TASK STATEMENT ▸ Copy out the data below from the line containing "Output the web" to the line containing "74px; height: 28px;", both lines included, with all images left out.

RECORD LIST ▸
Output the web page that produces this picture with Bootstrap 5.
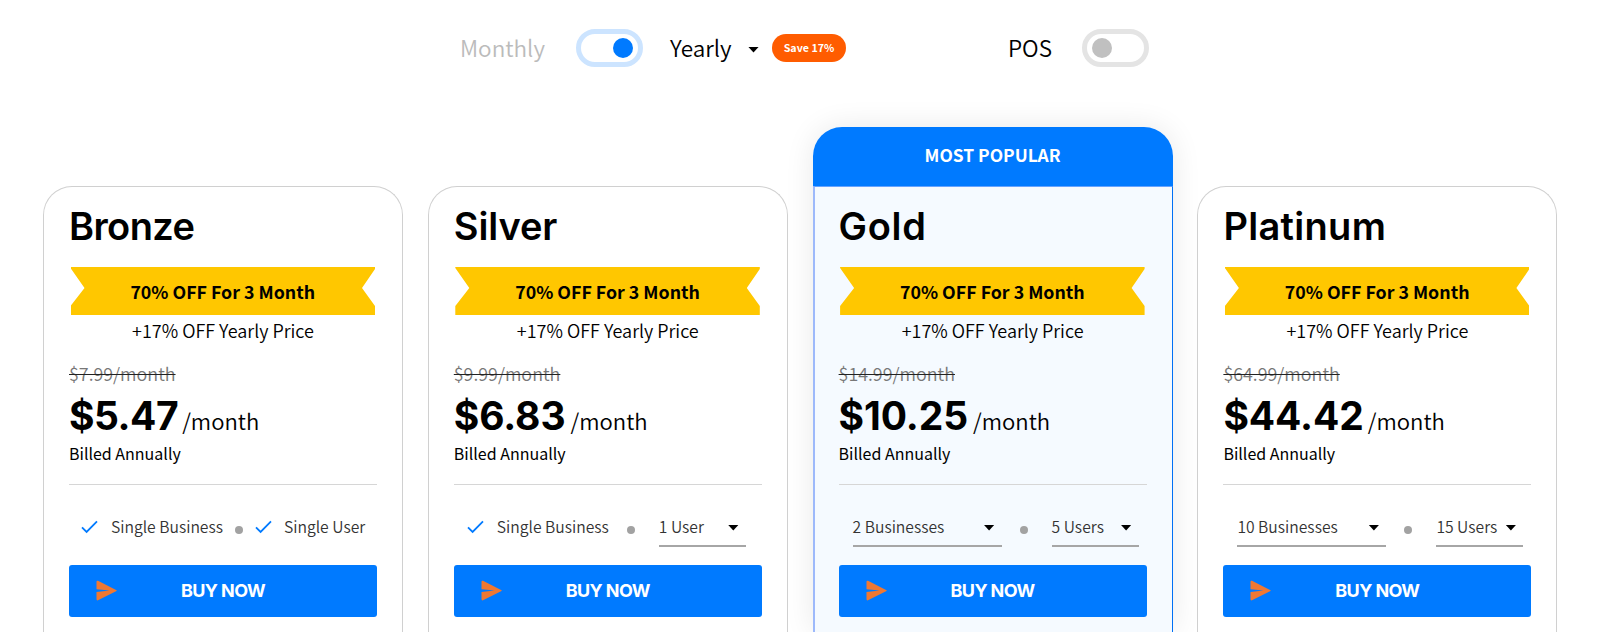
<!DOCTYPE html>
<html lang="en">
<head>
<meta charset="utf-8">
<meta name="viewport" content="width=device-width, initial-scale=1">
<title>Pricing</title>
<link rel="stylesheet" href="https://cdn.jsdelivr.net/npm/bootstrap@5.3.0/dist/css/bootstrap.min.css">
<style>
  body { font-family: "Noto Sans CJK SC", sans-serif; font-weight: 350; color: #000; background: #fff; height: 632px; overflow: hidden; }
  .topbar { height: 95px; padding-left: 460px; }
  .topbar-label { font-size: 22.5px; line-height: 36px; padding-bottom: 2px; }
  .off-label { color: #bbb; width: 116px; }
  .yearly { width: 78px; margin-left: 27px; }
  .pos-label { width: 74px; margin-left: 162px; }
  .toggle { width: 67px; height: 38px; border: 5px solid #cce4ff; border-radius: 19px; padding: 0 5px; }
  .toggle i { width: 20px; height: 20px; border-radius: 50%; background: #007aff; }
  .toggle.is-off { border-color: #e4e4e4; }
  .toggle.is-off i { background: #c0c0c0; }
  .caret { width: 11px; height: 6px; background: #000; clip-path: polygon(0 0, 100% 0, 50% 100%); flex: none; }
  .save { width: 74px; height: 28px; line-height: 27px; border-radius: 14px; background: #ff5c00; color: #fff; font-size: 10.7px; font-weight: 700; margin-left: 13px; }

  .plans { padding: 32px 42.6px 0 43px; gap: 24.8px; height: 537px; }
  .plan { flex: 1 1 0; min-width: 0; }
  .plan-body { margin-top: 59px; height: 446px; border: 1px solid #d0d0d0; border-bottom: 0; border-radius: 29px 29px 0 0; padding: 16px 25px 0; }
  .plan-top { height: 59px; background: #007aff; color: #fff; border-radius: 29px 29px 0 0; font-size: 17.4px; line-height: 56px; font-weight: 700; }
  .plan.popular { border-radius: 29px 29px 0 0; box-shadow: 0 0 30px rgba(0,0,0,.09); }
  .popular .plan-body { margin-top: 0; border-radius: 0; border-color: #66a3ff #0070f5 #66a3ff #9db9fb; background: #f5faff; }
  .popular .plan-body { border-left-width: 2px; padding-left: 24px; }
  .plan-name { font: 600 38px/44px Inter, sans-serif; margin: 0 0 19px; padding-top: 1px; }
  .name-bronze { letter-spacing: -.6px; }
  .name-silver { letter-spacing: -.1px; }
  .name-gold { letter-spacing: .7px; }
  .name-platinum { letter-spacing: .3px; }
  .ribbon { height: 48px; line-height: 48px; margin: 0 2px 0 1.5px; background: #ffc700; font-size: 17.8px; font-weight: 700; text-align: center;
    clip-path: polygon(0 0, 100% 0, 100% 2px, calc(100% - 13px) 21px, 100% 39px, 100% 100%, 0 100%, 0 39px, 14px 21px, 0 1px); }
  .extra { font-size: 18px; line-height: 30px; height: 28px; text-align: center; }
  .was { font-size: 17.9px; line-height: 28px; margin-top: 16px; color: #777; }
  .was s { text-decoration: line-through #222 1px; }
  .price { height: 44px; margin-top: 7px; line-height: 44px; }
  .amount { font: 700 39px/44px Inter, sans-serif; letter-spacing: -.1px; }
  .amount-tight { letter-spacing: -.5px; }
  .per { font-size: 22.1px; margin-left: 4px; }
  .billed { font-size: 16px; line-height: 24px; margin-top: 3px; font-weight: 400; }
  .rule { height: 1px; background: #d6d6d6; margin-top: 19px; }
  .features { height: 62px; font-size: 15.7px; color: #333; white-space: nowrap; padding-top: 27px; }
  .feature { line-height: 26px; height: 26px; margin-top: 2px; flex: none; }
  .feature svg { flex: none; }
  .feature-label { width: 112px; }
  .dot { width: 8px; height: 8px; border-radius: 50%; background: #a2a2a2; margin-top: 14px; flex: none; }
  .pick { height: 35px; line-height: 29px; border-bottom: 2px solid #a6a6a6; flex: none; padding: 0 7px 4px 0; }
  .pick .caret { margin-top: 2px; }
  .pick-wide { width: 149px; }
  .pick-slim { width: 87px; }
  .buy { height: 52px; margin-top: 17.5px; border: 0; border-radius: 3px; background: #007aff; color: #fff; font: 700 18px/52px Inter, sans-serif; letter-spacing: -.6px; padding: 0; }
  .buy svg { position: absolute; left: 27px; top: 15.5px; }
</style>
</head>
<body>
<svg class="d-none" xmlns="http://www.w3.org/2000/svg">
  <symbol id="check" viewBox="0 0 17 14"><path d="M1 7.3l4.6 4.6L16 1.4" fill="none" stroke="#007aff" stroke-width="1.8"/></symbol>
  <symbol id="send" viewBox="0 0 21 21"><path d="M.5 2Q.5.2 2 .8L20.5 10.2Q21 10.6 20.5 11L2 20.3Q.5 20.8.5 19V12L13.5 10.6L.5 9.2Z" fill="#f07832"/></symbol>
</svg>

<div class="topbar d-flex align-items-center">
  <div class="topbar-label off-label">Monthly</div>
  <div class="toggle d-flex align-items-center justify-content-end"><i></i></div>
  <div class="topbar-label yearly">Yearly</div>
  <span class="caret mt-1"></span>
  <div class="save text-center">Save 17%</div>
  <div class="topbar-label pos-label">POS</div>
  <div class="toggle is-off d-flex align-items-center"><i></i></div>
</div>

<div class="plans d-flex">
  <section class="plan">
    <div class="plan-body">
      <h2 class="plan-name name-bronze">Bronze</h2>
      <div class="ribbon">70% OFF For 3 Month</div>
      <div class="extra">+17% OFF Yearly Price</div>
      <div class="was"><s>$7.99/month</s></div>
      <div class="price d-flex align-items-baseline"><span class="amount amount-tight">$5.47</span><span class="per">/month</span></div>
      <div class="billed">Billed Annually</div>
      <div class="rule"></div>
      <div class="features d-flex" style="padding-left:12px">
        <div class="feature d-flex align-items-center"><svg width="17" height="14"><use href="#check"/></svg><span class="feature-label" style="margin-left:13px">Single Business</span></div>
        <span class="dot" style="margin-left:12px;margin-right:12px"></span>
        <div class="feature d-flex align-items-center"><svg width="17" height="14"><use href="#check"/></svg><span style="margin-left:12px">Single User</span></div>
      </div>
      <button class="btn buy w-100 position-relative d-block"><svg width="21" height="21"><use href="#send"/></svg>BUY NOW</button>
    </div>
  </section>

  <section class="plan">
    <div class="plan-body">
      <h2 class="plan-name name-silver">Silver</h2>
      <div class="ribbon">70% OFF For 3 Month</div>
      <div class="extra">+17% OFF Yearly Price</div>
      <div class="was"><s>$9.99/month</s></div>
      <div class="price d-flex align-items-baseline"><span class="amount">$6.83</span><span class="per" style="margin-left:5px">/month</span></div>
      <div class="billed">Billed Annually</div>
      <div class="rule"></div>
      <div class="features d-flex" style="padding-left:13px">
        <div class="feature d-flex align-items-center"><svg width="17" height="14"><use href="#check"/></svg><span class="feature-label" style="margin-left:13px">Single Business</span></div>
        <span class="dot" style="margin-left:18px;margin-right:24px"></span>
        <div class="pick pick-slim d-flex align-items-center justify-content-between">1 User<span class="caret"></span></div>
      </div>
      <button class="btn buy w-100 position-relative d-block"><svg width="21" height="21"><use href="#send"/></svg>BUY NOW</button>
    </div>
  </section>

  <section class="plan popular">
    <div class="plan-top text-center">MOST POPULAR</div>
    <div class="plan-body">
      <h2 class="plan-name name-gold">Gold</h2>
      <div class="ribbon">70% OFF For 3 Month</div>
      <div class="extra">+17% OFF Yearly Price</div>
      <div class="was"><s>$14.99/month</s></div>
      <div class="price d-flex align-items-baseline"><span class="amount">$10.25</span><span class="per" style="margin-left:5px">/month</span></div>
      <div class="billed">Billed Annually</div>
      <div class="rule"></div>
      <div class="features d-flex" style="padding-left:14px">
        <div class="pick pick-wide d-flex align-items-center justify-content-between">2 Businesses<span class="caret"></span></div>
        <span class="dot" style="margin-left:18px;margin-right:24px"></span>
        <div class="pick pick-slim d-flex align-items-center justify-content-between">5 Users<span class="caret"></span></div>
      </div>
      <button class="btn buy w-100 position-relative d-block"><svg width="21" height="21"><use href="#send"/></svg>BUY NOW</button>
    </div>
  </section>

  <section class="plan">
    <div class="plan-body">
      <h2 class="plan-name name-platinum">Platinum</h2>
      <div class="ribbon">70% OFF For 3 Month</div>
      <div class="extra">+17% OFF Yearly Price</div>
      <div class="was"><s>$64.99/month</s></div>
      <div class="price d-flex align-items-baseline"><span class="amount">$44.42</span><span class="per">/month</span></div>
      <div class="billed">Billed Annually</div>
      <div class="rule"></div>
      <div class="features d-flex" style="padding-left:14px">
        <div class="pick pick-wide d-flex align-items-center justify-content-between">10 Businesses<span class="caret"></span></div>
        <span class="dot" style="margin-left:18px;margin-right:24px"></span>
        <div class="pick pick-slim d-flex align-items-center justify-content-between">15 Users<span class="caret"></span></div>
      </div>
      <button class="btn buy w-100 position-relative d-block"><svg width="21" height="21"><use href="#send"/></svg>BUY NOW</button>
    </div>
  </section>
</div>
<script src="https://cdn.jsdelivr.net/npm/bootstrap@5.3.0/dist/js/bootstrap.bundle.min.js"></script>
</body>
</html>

--

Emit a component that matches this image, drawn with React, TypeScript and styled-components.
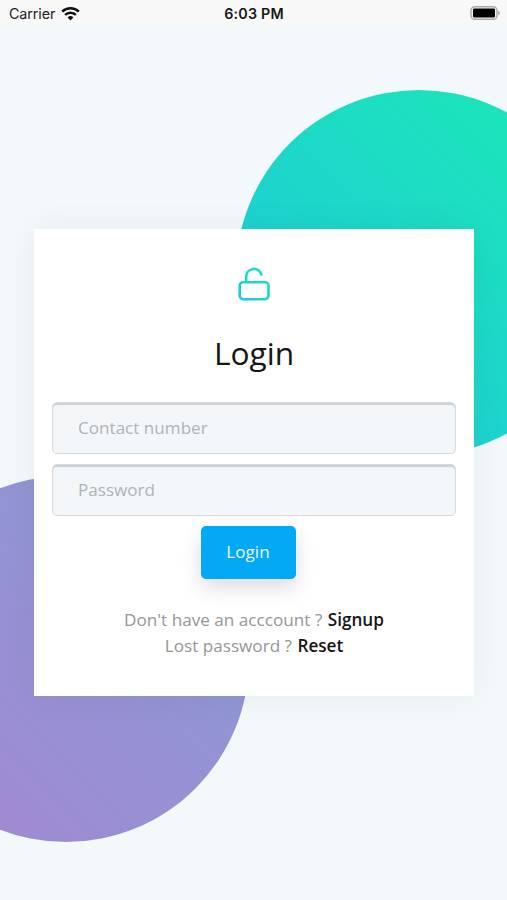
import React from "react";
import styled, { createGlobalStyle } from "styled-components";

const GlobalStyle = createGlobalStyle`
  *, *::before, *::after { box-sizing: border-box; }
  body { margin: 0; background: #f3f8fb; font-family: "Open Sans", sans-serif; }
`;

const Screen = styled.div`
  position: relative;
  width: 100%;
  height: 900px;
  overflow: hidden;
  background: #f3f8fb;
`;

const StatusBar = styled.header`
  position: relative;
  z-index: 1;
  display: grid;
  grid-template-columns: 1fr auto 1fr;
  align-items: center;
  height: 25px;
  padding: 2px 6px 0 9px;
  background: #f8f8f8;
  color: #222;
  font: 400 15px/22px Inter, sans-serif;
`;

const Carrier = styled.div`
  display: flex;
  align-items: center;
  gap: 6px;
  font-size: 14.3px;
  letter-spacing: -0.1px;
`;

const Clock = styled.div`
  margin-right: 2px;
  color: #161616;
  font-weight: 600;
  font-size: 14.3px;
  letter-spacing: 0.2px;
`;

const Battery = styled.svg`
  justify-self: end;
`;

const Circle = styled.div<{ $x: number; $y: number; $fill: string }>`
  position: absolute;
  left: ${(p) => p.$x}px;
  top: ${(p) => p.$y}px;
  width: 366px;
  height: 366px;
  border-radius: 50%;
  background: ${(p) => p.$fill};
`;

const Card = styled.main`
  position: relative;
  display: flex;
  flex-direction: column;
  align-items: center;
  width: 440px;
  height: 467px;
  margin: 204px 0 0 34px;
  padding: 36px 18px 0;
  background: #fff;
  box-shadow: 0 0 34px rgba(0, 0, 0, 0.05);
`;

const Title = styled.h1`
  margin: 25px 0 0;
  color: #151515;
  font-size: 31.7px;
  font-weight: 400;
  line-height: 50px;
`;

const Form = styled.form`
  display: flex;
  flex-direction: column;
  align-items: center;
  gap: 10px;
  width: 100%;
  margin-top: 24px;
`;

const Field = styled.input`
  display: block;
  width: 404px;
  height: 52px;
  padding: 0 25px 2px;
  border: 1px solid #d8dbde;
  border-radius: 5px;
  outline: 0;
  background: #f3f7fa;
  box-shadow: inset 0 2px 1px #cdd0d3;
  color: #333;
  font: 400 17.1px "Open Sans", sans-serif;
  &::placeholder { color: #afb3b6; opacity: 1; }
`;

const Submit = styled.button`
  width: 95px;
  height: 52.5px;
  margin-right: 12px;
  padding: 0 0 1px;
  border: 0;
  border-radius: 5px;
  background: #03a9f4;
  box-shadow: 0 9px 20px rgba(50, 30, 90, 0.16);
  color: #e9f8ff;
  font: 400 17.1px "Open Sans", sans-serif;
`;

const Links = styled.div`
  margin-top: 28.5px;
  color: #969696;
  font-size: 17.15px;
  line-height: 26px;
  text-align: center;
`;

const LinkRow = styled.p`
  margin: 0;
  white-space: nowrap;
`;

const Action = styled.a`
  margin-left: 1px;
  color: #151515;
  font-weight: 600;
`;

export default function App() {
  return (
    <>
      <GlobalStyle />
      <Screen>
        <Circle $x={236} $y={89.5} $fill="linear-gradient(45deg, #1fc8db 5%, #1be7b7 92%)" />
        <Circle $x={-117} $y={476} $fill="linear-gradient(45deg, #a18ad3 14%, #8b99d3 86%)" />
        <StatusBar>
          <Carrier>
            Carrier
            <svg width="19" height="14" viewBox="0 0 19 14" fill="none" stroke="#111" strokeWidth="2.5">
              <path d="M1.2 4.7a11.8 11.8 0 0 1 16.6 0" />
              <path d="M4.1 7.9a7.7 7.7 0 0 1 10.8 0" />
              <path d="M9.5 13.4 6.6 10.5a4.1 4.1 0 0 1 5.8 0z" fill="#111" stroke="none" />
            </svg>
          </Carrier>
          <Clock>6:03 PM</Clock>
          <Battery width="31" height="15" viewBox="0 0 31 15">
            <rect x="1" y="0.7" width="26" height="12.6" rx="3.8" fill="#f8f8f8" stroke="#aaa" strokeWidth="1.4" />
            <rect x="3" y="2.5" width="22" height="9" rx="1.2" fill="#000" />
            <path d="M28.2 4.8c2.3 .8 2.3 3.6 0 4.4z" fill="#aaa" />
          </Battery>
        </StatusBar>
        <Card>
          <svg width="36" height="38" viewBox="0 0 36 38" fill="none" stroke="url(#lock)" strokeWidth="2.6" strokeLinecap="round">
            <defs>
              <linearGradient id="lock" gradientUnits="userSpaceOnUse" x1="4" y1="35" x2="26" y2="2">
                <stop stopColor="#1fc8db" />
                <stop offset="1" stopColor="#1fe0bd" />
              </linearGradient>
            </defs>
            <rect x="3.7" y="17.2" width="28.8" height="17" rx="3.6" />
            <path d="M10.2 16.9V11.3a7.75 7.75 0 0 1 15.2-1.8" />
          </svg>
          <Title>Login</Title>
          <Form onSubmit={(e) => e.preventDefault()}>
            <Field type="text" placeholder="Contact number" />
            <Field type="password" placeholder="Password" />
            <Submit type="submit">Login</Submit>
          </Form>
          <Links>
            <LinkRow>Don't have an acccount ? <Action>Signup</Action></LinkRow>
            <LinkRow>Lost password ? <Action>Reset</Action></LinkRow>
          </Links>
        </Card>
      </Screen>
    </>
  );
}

* * *

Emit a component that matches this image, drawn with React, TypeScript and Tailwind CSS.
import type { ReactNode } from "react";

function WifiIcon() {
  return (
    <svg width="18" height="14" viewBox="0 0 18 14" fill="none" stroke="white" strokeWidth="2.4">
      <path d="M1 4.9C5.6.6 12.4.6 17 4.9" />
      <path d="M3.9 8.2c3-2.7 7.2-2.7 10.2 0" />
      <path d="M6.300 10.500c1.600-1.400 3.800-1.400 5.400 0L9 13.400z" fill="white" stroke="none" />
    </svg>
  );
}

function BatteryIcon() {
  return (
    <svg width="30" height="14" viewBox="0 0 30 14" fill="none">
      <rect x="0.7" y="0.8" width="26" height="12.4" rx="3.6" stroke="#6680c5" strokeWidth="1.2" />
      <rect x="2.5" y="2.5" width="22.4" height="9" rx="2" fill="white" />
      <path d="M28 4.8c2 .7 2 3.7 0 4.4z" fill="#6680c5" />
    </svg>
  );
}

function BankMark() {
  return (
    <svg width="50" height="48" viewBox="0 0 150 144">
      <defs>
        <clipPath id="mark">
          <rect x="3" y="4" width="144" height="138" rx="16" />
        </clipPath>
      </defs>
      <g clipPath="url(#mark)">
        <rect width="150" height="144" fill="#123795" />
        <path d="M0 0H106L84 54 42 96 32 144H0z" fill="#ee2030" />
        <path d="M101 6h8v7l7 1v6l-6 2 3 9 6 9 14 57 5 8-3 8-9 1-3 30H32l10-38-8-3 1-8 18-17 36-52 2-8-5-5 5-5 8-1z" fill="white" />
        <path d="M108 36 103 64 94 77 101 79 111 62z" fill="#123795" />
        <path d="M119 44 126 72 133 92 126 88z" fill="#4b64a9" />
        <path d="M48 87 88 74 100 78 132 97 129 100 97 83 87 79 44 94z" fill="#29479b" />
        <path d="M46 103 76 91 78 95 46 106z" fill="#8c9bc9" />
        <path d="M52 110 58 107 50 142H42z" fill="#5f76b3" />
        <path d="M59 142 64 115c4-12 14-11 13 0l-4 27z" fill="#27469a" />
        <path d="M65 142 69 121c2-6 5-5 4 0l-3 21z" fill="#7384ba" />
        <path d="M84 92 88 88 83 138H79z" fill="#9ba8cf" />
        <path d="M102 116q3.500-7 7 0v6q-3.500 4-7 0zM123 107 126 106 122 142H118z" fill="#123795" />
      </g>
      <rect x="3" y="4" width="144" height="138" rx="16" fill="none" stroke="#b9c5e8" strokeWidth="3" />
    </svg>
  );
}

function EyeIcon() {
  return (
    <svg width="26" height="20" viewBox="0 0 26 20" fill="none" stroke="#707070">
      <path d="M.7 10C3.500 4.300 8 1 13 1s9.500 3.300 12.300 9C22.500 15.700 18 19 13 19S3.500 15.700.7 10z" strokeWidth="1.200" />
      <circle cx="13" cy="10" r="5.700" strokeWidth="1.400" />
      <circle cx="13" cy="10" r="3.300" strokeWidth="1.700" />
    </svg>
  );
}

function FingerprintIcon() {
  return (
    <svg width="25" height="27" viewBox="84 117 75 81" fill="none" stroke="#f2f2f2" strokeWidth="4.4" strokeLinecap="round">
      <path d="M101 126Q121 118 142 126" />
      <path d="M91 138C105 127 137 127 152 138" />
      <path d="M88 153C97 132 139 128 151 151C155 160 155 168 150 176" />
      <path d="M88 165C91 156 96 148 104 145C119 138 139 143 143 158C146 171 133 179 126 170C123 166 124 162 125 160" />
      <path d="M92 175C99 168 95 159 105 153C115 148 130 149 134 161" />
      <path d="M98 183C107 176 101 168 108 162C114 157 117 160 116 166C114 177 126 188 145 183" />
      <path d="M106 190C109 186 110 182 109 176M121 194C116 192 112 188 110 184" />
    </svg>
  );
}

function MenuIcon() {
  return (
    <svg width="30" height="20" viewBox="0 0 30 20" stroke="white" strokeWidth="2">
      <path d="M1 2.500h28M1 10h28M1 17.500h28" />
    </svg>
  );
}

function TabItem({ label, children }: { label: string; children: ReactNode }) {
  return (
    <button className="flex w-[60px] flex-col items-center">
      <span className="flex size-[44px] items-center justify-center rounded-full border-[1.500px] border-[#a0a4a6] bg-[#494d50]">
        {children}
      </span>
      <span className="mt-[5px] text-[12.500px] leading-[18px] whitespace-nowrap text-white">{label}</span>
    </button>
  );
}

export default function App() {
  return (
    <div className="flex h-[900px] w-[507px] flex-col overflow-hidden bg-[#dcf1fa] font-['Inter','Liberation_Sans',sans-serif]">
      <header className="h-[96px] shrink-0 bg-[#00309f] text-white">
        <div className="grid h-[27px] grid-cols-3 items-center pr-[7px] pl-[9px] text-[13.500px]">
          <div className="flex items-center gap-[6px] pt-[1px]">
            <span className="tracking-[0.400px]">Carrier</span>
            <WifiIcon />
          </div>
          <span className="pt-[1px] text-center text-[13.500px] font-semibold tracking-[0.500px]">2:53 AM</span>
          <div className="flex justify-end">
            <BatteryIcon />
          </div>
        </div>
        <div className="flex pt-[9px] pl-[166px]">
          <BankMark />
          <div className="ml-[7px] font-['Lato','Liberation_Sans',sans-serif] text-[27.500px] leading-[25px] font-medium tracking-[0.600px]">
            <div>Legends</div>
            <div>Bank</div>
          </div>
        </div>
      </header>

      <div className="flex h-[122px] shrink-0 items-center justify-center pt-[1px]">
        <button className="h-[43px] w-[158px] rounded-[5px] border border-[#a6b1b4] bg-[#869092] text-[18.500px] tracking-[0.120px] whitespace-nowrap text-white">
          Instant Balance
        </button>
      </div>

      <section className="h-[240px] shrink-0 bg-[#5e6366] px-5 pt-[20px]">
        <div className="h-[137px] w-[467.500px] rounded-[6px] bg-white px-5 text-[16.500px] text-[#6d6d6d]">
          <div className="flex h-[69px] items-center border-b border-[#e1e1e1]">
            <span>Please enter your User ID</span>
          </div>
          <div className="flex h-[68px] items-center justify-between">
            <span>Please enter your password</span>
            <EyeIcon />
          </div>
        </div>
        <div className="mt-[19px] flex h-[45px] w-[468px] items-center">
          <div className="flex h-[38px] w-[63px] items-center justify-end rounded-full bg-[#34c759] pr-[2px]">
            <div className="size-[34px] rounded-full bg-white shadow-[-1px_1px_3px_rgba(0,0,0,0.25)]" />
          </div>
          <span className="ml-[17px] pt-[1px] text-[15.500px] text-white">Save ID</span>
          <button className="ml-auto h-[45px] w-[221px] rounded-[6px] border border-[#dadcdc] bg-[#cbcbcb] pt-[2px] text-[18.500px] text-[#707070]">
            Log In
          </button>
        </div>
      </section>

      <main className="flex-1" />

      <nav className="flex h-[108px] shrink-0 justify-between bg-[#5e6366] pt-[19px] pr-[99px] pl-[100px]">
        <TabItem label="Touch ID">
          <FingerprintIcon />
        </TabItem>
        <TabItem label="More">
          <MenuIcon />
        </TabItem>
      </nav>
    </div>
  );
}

FULL ANSWER ▸
Output the web page that produces this picture with Bootstrap 5.
<!DOCTYPE html>
<html lang="en">
<head>
<meta charset="utf-8">
<meta name="viewport" content="width=device-width, initial-scale=1">
<title>Pricing</title>
<link rel="stylesheet" href="https://cdn.jsdelivr.net/npm/bootstrap@5.3.0/dist/css/bootstrap.min.css">
<style>
  body { font-family: "Noto Sans CJK SC", sans-serif; font-weight: 350; color: #000; background: #fff; height: 632px; overflow: hidden; }
  .topbar { height: 95px; padding-left: 460px; }
  .topbar-label { font-size: 22.5px; line-height: 36px; padding-bottom: 2px; }
  .off-label { color: #bbb; width: 116px; }
  .yearly { width: 78px; margin-left: 27px; }
  .pos-label { width: 74px; margin-left: 162px; }
  .toggle { width: 67px; height: 38px; border: 5px solid #cce4ff; border-radius: 19px; padding: 0 5px; }
  .toggle i { width: 20px; height: 20px; border-radius: 50%; background: #007aff; }
  .toggle.is-off { border-color: #e4e4e4; }
  .toggle.is-off i { background: #c0c0c0; }
  .caret { width: 11px; height: 6px; background: #000; clip-path: polygon(0 0, 100% 0, 50% 100%); flex: none; }
  .save { width: 74px; height: 28px; line-height: 27px; border-radius: 14px; background: #ff5c00; color: #fff; font-size: 10.7px; font-weight: 700; margin-left: 13px; }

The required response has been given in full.